**Problem to solve**
Copy out every line that contains the word "styled".
-.-.-
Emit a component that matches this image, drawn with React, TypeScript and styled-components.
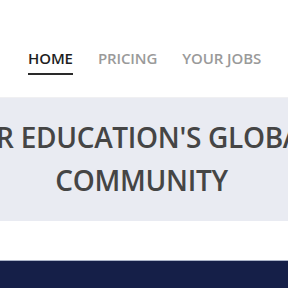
import React from 'react'
import styled, { createGlobalStyle } from 'styled-components'

const GlobalStyle = createGlobalStyle`
	html, body {
		margin: 0;
		padding: 0;
		background: #ffffff;
		font-family: 'Open Sans', 'Liberation Sans', sans-serif;
		overflow: hidden;
	}
`

const navItems = ['HOME', 'PRICING', 'YOUR JOBS']

export default function App() {
	return (
		<>
			<GlobalStyle />
			<Page>
				<TopBar>
					<Nav>
						{navItems.map((item, i) => (
							<NavLink key={item} active={i === 0}>
								{item}
							</NavLink>
						))}
					</Nav>
				</TopBar>
				<Banner>
					<BannerLine shift={56}>HIGHER EDUCATION'S GLOBAL</BannerLine>
					<BannerLine>COMMUNITY</BannerLine>
				</Banner>
				<Spacer />
				<Footer />
			</Page>
		</>
	)
}

const Page = styled.div`
	width: 288px;
	height: 288px;
	display: flex;
	flex-direction: column;
	overflow: hidden;
`

const TopBar = styled.header`
	height: 97px;
	padding-left: 28px;
	box-sizing: border-box;
	display: flex;
	align-items: flex-start;
	padding-top: 48px;
`

const Nav = styled.nav`
	display: flex;
	gap: 25px;
`

const NavLink = styled.a<{ active?: boolean }>`
	font-size: 15px;
	font-weight: 600;
	letter-spacing: -0.1px;
	color: ${({ active }) => (active ? '#1e1e1e' : '#9a9a9a')};
	padding-bottom: 5px;
	border-bottom: 2px solid ${({ active }) => (active ? '#2a2a2a' : 'transparent')};
	line-height: 20px;
`

const Banner = styled.section`
	height: 124px;
	background-color: #e9ebf2;
	border-top: 1px solid #f0f0f2;
	box-sizing: border-box;
	display: flex;
	flex-direction: column;
	align-items: center;
	justify-content: center;
	padding-bottom: 2px;
	padding-right: 5px;
`

const BannerLine = styled.h1<{ shift?: number }>`
	margin: 0 ${({ shift }) => shift ?? 0}px 0 0;
	white-space: nowrap;
	font-size: 28px;
	font-weight: 600;
	line-height: 43px;
	letter-spacing: -0.3px;
	color: #454545;
`

const Spacer = styled.div`
	height: 39px;
	background: #ffffff;
`

const Footer = styled.footer`
	flex: 1;
	background-color: #151f48;
	border-top: 1px solid #aab3c8;
`
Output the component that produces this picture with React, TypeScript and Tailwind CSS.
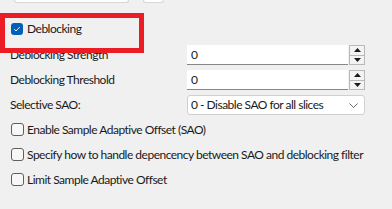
-.-.-
**Complete output**
Emit a component that matches this image, drawn with React, TypeScript and styled-components.
import styled, { createGlobalStyle } from 'styled-components'
const Page = styled.div`
const TopBar = styled.header`
const Nav = styled.nav`
const NavLink = styled.a<{ active?: boolean }>`
const Banner = styled.section`
const BannerLine = styled.h1<{ shift?: number }>`
const Spacer = styled.div`
const Footer = styled.footer`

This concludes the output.